* **Problem description**: Go through the data below. List every line that holds the word "with".

* **Data**:
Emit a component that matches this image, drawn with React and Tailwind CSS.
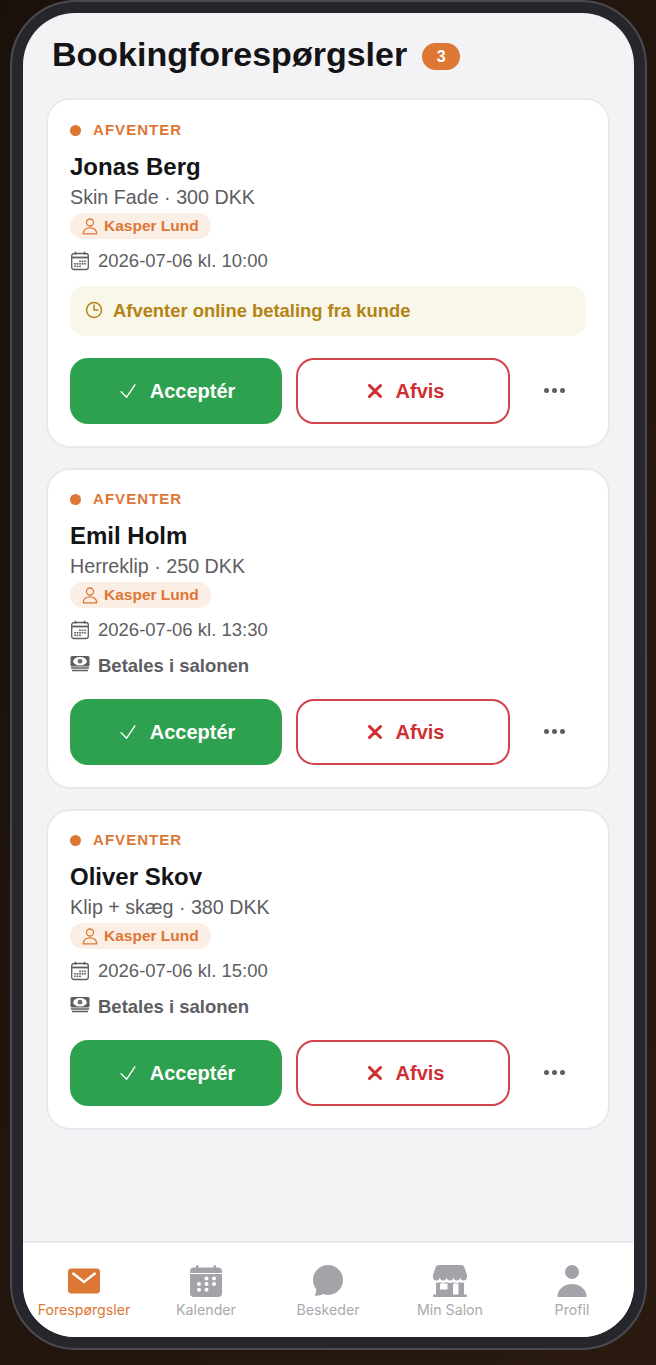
import React from "react";
import { HiOutlineClock, HiOutlineCheck, HiXMark } from "react-icons/hi2";

const sans = "font-['Liberation_Sans',Arial,sans-serif]";

const SmallUser = () => (
  <svg width="16" height="17" viewBox="0 0 16 17" fill="none" stroke="#dd7733" strokeWidth="1.3">
    <circle cx="8" cy="4.500" r="3.500" />
    <path d="M1.300 15.800c0-4 3-6 6.700-6s6.700 2 6.700 6z" strokeLinejoin="round" />
  </svg>
);

const SmallCal = () => (
  <svg width="20" height="20" viewBox="0 0 20 20" fill="none" stroke="#5d5d63" strokeWidth="1.300">
    <rect x="1.700" y="2.500" width="16.600" height="16" rx="2.300" />
    <path d="M5.500 0.800v3M14.500 0.800v3" />
    <path d="M2 6.500h16" strokeWidth="1.800" />
    <g fill="#5d5d63" stroke="none">
      {[[10,9.500],[12.500,9.500],[15,9.500],[5,12],[7.500,12],[10,12],[12.500,12],[15,12],[5,14.500],[7.500,14.500],[10,14.500]].map(([x, y], i) => (
        <rect key={i} x={x - 0.8} y={y} width="1.600" height="1.600" />
      ))}
    </g>
  </svg>
);

const SmallMoney = () => (
  <svg width="20" height="16" viewBox="0 0 20 16">
    <rect x="0.500" y="0" width="19" height="10.500" rx="1.500" fill="#5d5d63" />
    <ellipse cx="10" cy="5.200" rx="6.800" ry="4.300" fill="#fff" />
    <circle cx="10" cy="5.200" r="2.400" fill="#6f6f75" />
    <path d="M1 12h18M2 14.500h16" stroke="#5d5d63" strokeWidth="1.500" fill="none" />
  </svg>
);

function Card({ name, service, notice, time }) {
  return (
    <div className={`rounded-[24px] border-2 border-[#e9e9ed] bg-white px-[22px] pb-[22px] ${notice ? "pt-[20px]" : "pt-[19px]"}`}>
      <div className="flex h-[20px] items-center gap-[12px]">
        <span className="h-[11px] w-[11px] rounded-full bg-[#dc7735]" />
        <span className="text-[15px] leading-[20px] font-bold tracking-[1.05px] text-[#dc7735]">AFVENTER</span>
      </div>
      <div className="mt-[12px] text-[24px] leading-[30px] font-bold text-[#141416]">{name}</div>
      <div className="text-[19.7px] leading-[30px] text-[#5d5d63]">{service}</div>
      <div className="mt-[1px] flex h-[26px] w-[141px] items-center gap-[6px] rounded-full bg-[#fbeee5] pl-[12px]">
        <SmallUser />
        <span className="text-[15.5px] font-bold text-[#dc7735]">Kasper Lund</span>
      </div>
      <div className="mt-[9px] flex h-[26px] items-center gap-[8px]">
        <SmallCal />
        <span className="text-[18.5px] text-[#5d5d63]">2026-07-06 kl. {time}</span>
      </div>
      {notice ? (
        <div className="mt-[12px] flex h-[50px] items-center gap-[9px] rounded-[14px] bg-[#f9f6ea] pl-[14px]">
          <HiOutlineClock className="h-[20px] w-[20px] -translate-y-px text-[#b38412]" strokeWidth={1.8} />
          <span className="text-[18.4px] font-bold text-[#b38412]">Afventer online betaling fra kunde</span>
        </div>
      ) : (
        <div className="mt-[10px] flex h-[26px] items-center gap-[8px]">
          <span className="-translate-y-[2px]"><SmallMoney /></span>
          <span className="text-[18.5px] font-bold text-[#5d5d63]">Betales i salonen</span>
        </div>
      )}
      <div className={`${notice ? "mt-[22px]" : "mt-[20px]"} flex items-center`}>
        <button className="flex h-[66px] w-[212px] items-center justify-center gap-[11px] rounded-[18px] bg-[#2da14f] text-[20px] font-bold text-white">
          <HiOutlineCheck className="h-[22px] w-[22px]" />
          Acceptér
        </button>
        <button className="ml-[14px] flex h-[66px] w-[214px] items-center justify-center gap-[10px] rounded-[18px] border-2 border-[#d0444a] bg-white pl-[2px] text-[20px] font-bold text-[#cf2f33]">
          <HiXMark className="h-[22px] w-[22px]" strokeWidth={1.9} />
          Afvis
        </button>
        <div className="ml-[34px] flex -translate-y-[1px] items-center gap-[3px]">
          <span className="h-[5px] w-[5px] rounded-full bg-[#5d5d63]" />
          <span className="h-[5px] w-[5px] rounded-full bg-[#5d5d63]" />
          <span className="h-[5px] w-[5px] rounded-full bg-[#5d5d63]" />
        </div>
      </div>
    </div>
  );
}

const Mail = () => (
  <svg width="32" height="26" viewBox="0 0 32 26">
    <rect x="0" y="0.500" width="32" height="25" rx="3.500" fill="#dc7735" />
    <path d="M4.500 5 L16 14 L27.500 5" fill="none" stroke="#fff" strokeWidth="2.400" />
  </svg>
);
const Cal = () => (
  <svg width="32" height="32" viewBox="0 0 32 32" fill="#a3a3a9">
    <rect x="6" y="0" width="2.400" height="5" rx="1.200" />
    <rect x="23.600" y="0" width="2.400" height="5" rx="1.200" />
    <path d="M4 2.500h24a4 4 0 0 1 4 4v1.500H0V6.500a4 4 0 0 1 4-4z" />
    <path d="M0 9h32v19a4 4 0 0 1-4 4H4a4 4 0 0 1-4-4z" />
    <g fill="#fff">
      {[[16.500, 13.500], [24, 13.500], [9, 19], [16.500, 19], [24, 19], [9, 24.700], [16.500, 24.700]].map(([x, y], i) => (
        <circle key={i} cx={x} cy={y} r="2" />
      ))}
    </g>
  </svg>
);
const Chat = () => (
  <svg width="32" height="32" viewBox="0 0 32 32" fill="#a3a3a9">
    <circle cx="16" cy="15" r="15" />
    <path d="M4 22 C4.500 26 4 29 2.500 30.500 C6 31 10 30 13 28 Z" />
  </svg>
);
const Shop = () => (
  <svg width="34" height="32" viewBox="0 0 34 32" fill="#a3a3a9">
    <path d="M6 0h22c2 0 3 1 3.500 2.500L34 10v2a3.400 3.400 0 0 1-6.800 0 3.400 3.400 0 0 1-6.800 0 3.400 3.400 0 0 1-6.800 0 3.400 3.400 0 0 1-6.800 0A3.400 3.400 0 0 1 0 12v-2l2.500-7.500C3 1 4 0 6 0z" />
    <path fillRule="evenodd" d="M3 17.500c1.500.5 3 .3 4-.5 2 1.300 4.500 1.300 6.500 0 2 1.300 4.500 1.300 6.500 0 2 1.300 4.500 1.300 6.500 0 1 .8 2.500 1 4.500.5V30H3zM7 18.500v6h7.500v-6zM20 18.500V30h5.500V18.500z" />
    <rect x="0" y="29.500" width="34" height="2.500" rx="1" />
  </svg>
);
const Person = () => (
  <svg width="30" height="32" viewBox="0 0 30 32" fill="#a3a3a9">
    <circle cx="15" cy="7" r="7" />
    <path d="M0.500 32c0-2 0-4 1.500-6 2.500-4 7-7 13-7s10.500 3 13 7c1.500 2 1.500 4 1.500 6z" />
  </svg>
);

function Tab({ icon, label, active }) {
  return (
    <div className="flex flex-1 flex-col items-center">
      <div className="flex h-[32px] items-center">{icon}</div>
      <span className={`mt-[3px] font-['Inter',sans-serif] text-[14.2px] leading-[20px] ${active ? "text-[#dc7735]" : "text-[#a9a9ae]"}`}>{label}</span>
    </div>
  );
}

export default function App() {
  return (
    <div className={`h-[1365px] w-[656px] overflow-hidden bg-linear-to-br from-[#1a110b] to-[#2a1a10] pl-[10px] ${sans}`}>
      <div className="h-[1350px] w-[637px] rounded-[66px] border-2 border-[#4a4a50] bg-[#26272c] p-[11px]">
        <div className="flex h-full flex-col overflow-hidden rounded-[52px] bg-[#f3f3f6]">
          <div className="flex h-[85px] flex-none items-center gap-[15px] pl-[29px]">
            <h1 className="mb-[4px] text-[34px] leading-[40px] font-bold text-[#141416]">Bookingforespørgsler</h1>
            <span className="flex h-[27px] w-[38px] translate-y-[1px] items-center justify-center rounded-full bg-[#dc7735] text-[16px] font-bold text-white">3</span>
          </div>
          <div className="flex min-h-0 flex-1 flex-col gap-[20px] pr-[24px] pl-[23px]">
            <Card name="Jonas Berg" service="Skin Fade · 300 DKK" time="10:00" notice />
            <Card name="Emil Holm" service="Herreklip · 250 DKK" time="13:30" />
            <Card name="Oliver Skov" service="Klip + skæg · 380 DKK" time="15:00" />
          </div>
          <div className="flex h-[96px] flex-none border-t-2 border-[#e9e9ec] bg-white pt-[22px] pr-[1px]">
            <Tab icon={<Mail />} label="Forespørgsler" active />
            <Tab icon={<Cal />} label="Kalender" />
            <Tab icon={<Chat />} label="Beskeder" />
            <Tab icon={<Shop />} label="Min Salon" />
            <Tab icon={<Person />} label="Profil" />
          </div>
        </div>
      </div>
    </div>
  );
}
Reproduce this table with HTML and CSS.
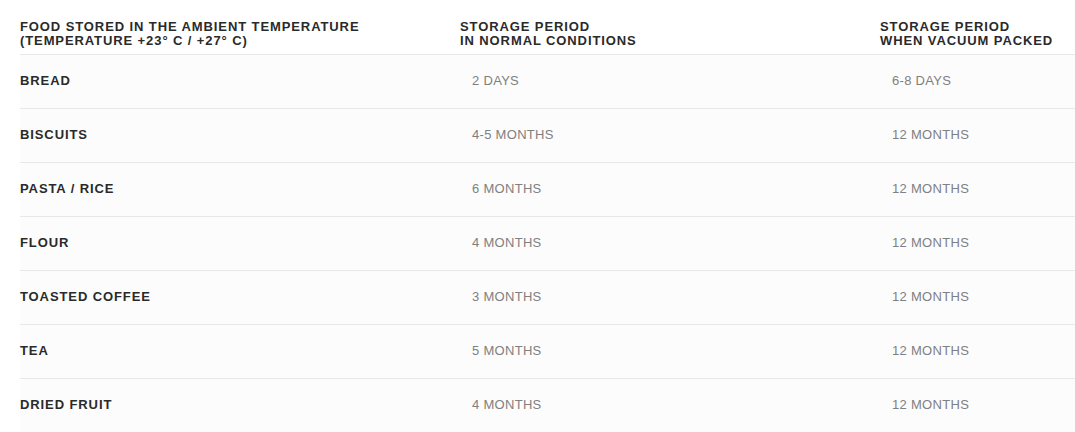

* **Solution**:
Emit a component that matches this image, drawn with React and Tailwind CSS.
Reproduce this table with HTML and CSS.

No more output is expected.